A key innovation of our approach is the novel solution to knowledge representation in expert systems through the leveraging of prior art information rather than traditional ontological structures. This approach not only provides superior performance but also significantly reduces the costs associated with maintaining expert knowledge bases. The framework demonstrates sophisticated capabilities in understanding and utilizing complex relationships between patent documents, enabling more nuanced and accurate knowledge retrieval. The computational efficiency of PAI-NET’s architecture is noteworthy, as it handles similarity learning tasks through fine-tuning without significant overhead. This efficiency is particularly valuable in practical applications, enabling robust service deployment even in environments with continuously accumulating patent document information. The implications of this work extend beyond patent systems to the broader field of expert knowledge systems. The methodology we’ve developed for incorporating domain expertise through document relationships shows promise for adaptation to other specialized fields where similar expert-verified relationships exist. This approach represents a significant step forward in reducing the human effort required for constructing and maintaining domain-specific knowledge bases.
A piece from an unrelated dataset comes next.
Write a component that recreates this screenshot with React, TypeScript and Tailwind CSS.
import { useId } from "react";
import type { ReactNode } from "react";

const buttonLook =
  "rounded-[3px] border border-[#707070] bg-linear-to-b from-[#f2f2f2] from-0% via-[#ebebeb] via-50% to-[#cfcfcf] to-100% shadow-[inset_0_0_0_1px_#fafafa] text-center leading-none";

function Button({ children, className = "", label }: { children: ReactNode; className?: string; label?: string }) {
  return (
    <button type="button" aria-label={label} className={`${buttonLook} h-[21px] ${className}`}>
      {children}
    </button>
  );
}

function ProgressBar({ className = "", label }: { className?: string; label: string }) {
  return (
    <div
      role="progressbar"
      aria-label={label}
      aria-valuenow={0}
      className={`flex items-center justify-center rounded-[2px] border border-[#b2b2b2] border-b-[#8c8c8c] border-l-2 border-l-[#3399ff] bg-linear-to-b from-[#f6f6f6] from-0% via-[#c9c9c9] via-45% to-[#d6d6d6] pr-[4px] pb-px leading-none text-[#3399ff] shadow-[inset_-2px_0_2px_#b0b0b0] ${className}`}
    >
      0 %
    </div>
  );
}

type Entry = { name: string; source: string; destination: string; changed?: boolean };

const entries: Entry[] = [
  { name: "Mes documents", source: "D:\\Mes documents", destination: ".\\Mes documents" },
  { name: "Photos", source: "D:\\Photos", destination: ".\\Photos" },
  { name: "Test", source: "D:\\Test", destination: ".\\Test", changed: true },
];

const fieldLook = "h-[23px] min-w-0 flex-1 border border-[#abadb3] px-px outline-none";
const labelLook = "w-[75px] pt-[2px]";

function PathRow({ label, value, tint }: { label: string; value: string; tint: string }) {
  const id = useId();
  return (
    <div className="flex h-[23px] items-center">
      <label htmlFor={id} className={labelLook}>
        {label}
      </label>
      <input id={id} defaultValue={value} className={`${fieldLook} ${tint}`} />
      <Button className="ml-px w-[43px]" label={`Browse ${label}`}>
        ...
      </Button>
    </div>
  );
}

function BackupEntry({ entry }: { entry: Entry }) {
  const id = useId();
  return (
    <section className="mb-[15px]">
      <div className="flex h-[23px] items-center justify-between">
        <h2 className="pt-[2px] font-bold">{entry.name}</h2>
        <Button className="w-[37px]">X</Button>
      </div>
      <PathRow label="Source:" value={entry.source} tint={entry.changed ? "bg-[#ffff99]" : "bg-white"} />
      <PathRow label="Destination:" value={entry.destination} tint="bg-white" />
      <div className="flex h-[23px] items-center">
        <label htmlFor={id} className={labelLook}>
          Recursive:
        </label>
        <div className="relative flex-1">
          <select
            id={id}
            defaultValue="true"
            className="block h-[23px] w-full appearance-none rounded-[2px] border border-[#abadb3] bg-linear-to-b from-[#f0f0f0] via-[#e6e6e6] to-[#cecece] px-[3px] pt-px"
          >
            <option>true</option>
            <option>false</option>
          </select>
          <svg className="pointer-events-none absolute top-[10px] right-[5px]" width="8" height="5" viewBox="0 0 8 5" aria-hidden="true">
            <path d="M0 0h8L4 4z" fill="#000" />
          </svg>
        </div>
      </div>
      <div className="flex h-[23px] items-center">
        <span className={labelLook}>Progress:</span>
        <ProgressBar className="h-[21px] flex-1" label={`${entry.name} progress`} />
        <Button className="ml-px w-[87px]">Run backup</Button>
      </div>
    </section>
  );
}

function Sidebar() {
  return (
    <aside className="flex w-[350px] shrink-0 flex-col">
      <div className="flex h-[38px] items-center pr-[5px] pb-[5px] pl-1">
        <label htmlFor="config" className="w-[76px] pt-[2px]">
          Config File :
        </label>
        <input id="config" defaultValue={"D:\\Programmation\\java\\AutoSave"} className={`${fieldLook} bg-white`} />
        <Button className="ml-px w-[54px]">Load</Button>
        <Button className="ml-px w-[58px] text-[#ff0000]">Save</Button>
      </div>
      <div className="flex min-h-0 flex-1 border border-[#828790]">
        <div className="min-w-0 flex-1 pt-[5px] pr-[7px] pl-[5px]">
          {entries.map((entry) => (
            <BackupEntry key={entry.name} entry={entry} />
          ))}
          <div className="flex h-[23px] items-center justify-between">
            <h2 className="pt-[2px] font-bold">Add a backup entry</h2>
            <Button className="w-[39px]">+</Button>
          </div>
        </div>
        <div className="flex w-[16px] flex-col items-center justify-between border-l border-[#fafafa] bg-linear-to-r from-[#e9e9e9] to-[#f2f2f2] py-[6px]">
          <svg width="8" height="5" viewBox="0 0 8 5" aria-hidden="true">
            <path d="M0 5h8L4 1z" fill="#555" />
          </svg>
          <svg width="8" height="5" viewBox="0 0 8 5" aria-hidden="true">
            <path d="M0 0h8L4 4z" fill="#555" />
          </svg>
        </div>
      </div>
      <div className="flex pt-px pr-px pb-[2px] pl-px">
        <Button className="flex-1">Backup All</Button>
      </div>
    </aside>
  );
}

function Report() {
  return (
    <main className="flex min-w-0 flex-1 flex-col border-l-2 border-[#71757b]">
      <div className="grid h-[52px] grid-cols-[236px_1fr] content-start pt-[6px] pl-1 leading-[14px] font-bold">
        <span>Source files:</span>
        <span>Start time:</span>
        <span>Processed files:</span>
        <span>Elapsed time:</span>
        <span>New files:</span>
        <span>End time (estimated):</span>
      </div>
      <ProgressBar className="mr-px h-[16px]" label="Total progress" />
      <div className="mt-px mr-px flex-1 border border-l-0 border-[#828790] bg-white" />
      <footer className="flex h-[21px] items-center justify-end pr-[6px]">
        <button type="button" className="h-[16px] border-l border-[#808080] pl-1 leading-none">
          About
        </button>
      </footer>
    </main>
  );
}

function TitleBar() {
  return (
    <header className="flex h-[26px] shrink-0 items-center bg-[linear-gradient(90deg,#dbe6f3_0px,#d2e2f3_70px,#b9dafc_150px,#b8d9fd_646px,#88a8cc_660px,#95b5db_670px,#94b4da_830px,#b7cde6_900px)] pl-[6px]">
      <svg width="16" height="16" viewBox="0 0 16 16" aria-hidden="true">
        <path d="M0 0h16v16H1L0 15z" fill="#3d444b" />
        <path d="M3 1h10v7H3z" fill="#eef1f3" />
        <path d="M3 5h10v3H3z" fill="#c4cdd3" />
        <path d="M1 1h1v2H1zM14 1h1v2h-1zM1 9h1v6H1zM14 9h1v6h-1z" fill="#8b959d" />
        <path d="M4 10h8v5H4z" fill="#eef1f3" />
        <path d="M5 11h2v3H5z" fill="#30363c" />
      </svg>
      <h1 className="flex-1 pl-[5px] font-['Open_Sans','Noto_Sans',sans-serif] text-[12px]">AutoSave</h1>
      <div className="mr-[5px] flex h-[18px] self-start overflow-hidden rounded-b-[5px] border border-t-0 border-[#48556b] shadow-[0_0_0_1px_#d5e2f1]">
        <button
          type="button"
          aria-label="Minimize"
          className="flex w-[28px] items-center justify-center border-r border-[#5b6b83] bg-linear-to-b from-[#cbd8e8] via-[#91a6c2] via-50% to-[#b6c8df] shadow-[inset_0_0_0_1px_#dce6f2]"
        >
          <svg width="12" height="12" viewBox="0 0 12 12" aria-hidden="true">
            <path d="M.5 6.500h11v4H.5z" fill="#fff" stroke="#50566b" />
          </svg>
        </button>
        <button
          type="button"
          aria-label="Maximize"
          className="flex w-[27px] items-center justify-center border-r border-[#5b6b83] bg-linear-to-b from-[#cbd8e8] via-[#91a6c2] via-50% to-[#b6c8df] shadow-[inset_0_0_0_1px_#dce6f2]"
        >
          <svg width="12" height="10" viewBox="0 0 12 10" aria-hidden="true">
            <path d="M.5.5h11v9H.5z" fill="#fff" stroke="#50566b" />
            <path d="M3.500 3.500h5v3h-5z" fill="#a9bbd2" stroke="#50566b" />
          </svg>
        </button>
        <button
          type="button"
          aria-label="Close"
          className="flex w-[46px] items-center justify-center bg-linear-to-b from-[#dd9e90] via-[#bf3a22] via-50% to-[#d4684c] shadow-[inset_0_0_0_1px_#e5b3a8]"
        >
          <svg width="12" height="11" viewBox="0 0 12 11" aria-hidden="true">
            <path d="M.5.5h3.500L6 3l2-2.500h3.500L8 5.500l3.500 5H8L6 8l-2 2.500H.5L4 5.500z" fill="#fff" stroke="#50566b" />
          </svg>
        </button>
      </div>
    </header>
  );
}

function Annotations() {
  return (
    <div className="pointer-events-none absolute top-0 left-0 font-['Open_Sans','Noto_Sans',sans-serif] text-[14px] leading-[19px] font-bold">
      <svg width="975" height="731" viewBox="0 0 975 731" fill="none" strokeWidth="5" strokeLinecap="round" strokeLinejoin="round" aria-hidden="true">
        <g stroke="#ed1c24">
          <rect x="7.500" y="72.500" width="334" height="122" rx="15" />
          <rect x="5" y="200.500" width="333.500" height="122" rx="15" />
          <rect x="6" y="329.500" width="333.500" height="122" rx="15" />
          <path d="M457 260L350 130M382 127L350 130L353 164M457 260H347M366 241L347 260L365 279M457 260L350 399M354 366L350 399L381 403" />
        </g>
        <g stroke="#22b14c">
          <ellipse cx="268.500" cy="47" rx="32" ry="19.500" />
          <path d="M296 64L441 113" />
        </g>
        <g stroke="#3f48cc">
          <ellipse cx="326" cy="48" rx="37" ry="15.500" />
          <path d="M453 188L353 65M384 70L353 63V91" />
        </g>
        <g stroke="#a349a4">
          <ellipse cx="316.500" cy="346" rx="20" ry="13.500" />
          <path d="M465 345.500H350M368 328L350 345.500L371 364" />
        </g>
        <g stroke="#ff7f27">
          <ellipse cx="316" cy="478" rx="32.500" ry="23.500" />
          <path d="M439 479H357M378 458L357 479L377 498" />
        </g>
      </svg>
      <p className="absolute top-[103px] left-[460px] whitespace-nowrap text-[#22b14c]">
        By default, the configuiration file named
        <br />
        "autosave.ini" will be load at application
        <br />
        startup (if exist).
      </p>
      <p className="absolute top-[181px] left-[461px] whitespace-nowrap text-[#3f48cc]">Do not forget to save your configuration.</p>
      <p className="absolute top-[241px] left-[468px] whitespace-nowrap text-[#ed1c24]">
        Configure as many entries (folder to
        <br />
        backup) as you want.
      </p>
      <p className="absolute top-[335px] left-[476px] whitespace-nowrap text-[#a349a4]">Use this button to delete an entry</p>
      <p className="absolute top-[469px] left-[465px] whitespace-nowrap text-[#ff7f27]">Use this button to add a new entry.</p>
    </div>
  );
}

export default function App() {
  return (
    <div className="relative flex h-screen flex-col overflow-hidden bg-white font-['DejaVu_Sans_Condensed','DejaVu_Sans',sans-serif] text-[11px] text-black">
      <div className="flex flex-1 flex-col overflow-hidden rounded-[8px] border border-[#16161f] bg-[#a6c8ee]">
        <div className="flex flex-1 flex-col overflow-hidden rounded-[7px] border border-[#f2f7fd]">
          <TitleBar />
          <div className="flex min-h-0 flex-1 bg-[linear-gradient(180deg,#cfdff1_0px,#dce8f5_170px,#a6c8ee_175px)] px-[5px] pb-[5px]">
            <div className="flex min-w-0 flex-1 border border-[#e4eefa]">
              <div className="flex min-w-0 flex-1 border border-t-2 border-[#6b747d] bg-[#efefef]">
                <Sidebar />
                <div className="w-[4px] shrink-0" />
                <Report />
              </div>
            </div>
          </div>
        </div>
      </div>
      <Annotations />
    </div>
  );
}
Looking ahead, our research opens several promising avenues for future investigation. These include the potential adaptation of our framework to general knowledge management systems and the development of more flexible neural network architectures capable of accommodating evolving domain knowledge. Furthermore, we envision extending our approach to other types of expert systems where document relationships play a crucial role in knowledge organization and retrieval.